Bajo el cuidado de su viuda, la fotógrafa Paulina Lavista, es posible acceder a la intimidad de una inteligencia literaria en cuya precocidad descuella ya un talento superlativo y prometedor, donde la errancia por Alemania, Estados Unidos e Italia fortalece un temperamento genuinamente excéntrico y aristocrático, que se verá nutrido por una pasión desenfrenada por Joyce –de quien tradujo la célebre primera página del Finnegans Wake, dando una idea precisa de esa galaxia en expansión–, lecturas devotas de Pound y Bataille, así como traducciones de Blake, Lowry y sobre todo Valéry, de cuyo Monsieur Teste ha dejado una versión extraordinaria.
El libro abunda en perlas de sabiduría, desencanto y hasta una coherente mirada metafísica que va jerarquizando un mundo propio: “Cuando cumplimos treinta años adquirimos la capacidad de comprender el significado cabal del odio. Es preciso impregnarse de la noción de mal para convertirse en un adulto capaz de enfrentarse a la vida… Los treinta años son la edad ideal del adúltero y del traidor porque en ese momento de la vida es todavía posible conciliar el ideal con la conciencia del pecado. Cuando cumplimos treinta años salimos del ámbito de las formas antagónicas para entrar en el ámbito de las polaridades”. Sincero, y profesor universitario por más de 25 años, sabe ser contradictorio: “Yo no puedo arrastrar a nadie a los infiernos. Una vida académica requiere cordura, de la que carezco, y una vida de agitación política requiere contacto con los hombres, lo cual aborrezco”.
Lector atento de los clásicos, sabe ser epigramático: “La escritura es la forma visible de la inteligencia. Su única forma sensible”. Sensato, conoce la humildad de la inteligencia: “Mientras más asciendas más dura será la caída. Mantén lo más que puedas el equilibrio entre tu vanidad y tu verdad íntima. No eres nadie”. Humano, identifica los horrores: “La mujer de (Norman) Mailer es probablemente el ser más desagradable que existe sobre la Tierra”. Profético, vaticina los horrores: “Los chinos se reproducen a una velocidad infinitamente mayor a la velocidad con la que sería posible matarlos mediante cualquier arma conocida”.

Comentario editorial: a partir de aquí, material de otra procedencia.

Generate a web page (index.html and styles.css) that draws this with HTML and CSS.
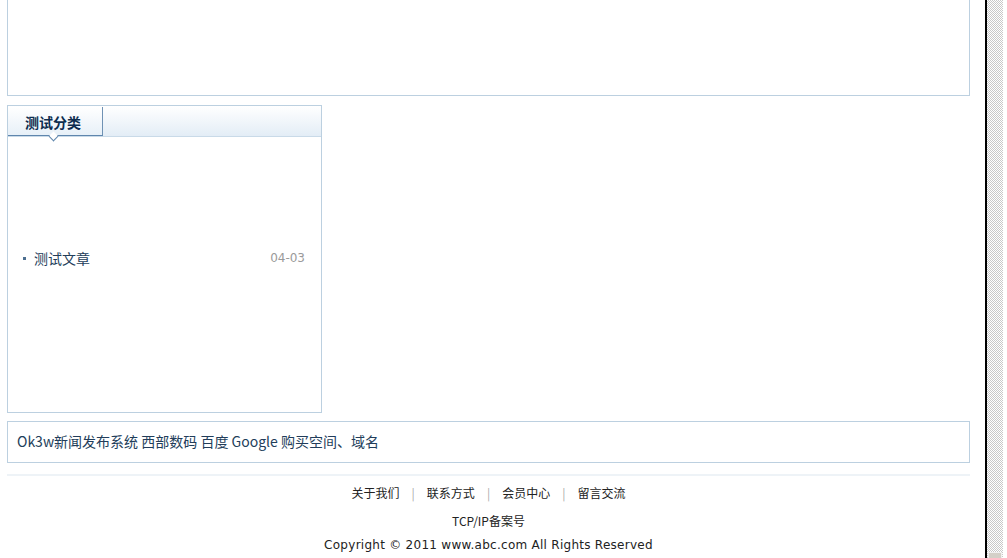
FILE: index.html
```html
<!DOCTYPE html>
<html lang="zh">
<head>
<meta charset="utf-8">
<title>Ok3w</title>
<link rel="stylesheet" href="styles.css">
</head>
<body>
<div class="window">
  <div class="page">
    <div class="top-box"></div>
    <div class="cat-box">
      <div class="cat-head">
        <div class="cat-tab">测试分类<span class="tab-arrow"></span></div>
      </div>
      <ul class="cat-list">
        <li class="cat-item"><span class="dot"></span><a class="cat-link">测试文章</a><span class="date">04-03</span></li>
      </ul>
    </div>
    <div class="links-box">
      <a class="flink">Ok3w新闻发布系统</a> <a class="flink">西部数码</a> <a class="flink">百度</a> <a class="flink">Google</a> <a class="flink">购买空间、域名</a>
    </div>
    <div class="foot-line"></div>
    <div class="footer">
      <div class="foot-nav"><a>关于我们</a><span class="sep">|</span><a>联系方式</a><span class="sep">|</span><a>会员中心</a><span class="sep">|</span><a>留言交流</a></div>
      <div class="foot-icp">TCP/IP备案号</div>
      <div class="foot-copy">Copyright © 2011 www.abc.com All Rights Reserved</div>
    </div>
  </div>
  <div class="frame-line"></div>
  <div class="scrollbar"><div class="thumb"></div></div>
</div>
</body>
</html>
```
FILE: styles.css
```css
html, body {
  margin: 0;
  padding: 0;
  background: #fff;
  height: 100%;
  overflow: hidden;
}
body {
  font-family: "Noto Sans CJK SC", "DejaVu Sans", sans-serif;
  color: #1f3550;
}
.window {
  display: flex;
  height: 558px;
  width: 1007px;
}
.page {
  width: 985px;
  padding-left: 7px;
  box-sizing: border-box;
  flex: none;
}
.top-box {
  width: 963px;
  height: 96px;
  box-sizing: border-box;
  border: 1px solid #bcd0e0;
  border-top: 0;
}
.cat-box {
  margin-top: 9px;
  width: 315px;
  height: 308px;
  box-sizing: border-box;
  border: 1px solid #bcd0e0;
}
.cat-head {
  height: 30px;
  background: linear-gradient(#ffffff, #e3edf6);
  border-bottom: 1px solid #c9dae8;
  display: flex;
}
.cat-tab {
  position: relative;
  width: 95px;
  height: 29px;
  box-sizing: border-box;
  border-right: 1px solid #6f92b4;
  border-bottom: 1px solid #5f86ad;
  margin-top: 1px;
  padding-left: 17px;
  font-size: 14px;
  font-weight: bold;
  line-height: 30px;
  color: #0d2c4e;
  background: linear-gradient(#ffffff, #e7f0f8);
}
.tab-arrow {
  position: absolute;
  left: 42px;
  bottom: -5px;
  width: 6px;
  height: 6px;
  background: #fff;
  border-right: 1px solid #5f86ad;
  border-bottom: 1px solid #5f86ad;
  transform: rotate(45deg);
}
.cat-list {
  list-style: none;
  margin: 0;
  padding: 111px 16px 0 14px;
}
.cat-item {
  display: flex;
  align-items: center;
  height: 20px;
  font-size: 14px;
}
.dot {
  width: 3px;
  height: 3px;
  background: #4d6f90;
  margin-right: 8px;
  margin-left: 1px;
}
.cat-link {
  color: #223d5a;
  flex: 1;
}
.date {
  color: #9a9a9a;
  font-family: "DejaVu Sans", sans-serif;
  font-size: 12px;
}
.links-box {
  margin-top: 8px;
  width: 963px;
  height: 42px;
  box-sizing: border-box;
  border: 1px solid #bcd0e0;
  padding-left: 9px;
  font-size: 14px;
  line-height: 39px;
  color: #223d5a;
}
.flink {
  color: #223d5a;
}
.foot-line {
  margin-top: 11px;
  width: 963px;
  height: 2px;
  background: #eef3f7;
}
.footer {
  width: 963px;
  text-align: center;
  font-size: 12px;
  color: #222;
}
.foot-nav {
  margin-top: 9px;
  line-height: 16px;
}
.foot-nav a {
  color: #222;
}
.sep {
  color: #aaa;
  padding: 0 12px;
}
.foot-icp {
  margin-top: 12px;
  line-height: 16px;
}
.foot-copy {
  margin-top: 8px;
  line-height: 16px;
  letter-spacing: 0.27px;
  font-family: "DejaVu Sans", "Noto Sans CJK SC", sans-serif;
}
.frame-line {
  width: 2px;
  background: #000;
  flex: none;
}
.scrollbar {
  width: 16px;
  flex: none;
  position: relative;
  background: repeating-conic-gradient(#c8c8c8 0 25%, #ffffff 0 50%) 0 0 / 2px 2px;
}
.thumb {
  position: absolute;
  left: 1px;
  right: 1px;
  bottom: 0;
  height: 5px;
  background: #d4d0c8;
  border: 1px solid #f0f0f0;
  border-bottom: 0;
}
```
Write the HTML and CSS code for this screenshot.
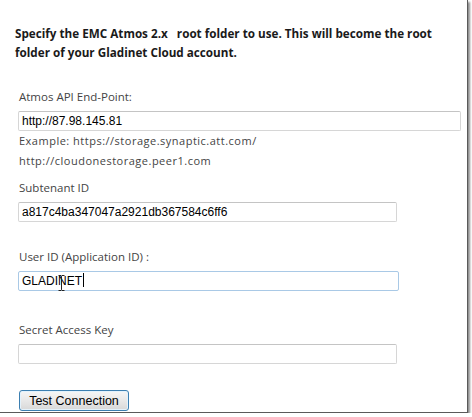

Condenado a ese terrible fardo que implica ser un “escritor para escritores” –aunque quién sabe cuáles–, lo ideal, sin embargo, es seguirlo en sus derivas: “Escribo. Escribo que escribo. Mentalmente me veo escribir que escribo y también puedo verme ver que escribo. Me recuerdo escribiendo ya y también viéndome que escribía. Y me veo recordando que me veo escribir y me recuerdo viéndome recordar que escribía y escribo viéndome escribir que recuerdo haberme visto escribir que me veía escribir que recordaba haberme visto escribir que escribía y que escribía que escribo que escribía. También puedo imaginarme escribiendo que ya había escrito que me imaginaría escribiendo que había escrito que me imaginaba escribiendo que me veo escribir que escribo”.
La grafomanía es una condena que no termina ni con la muerte.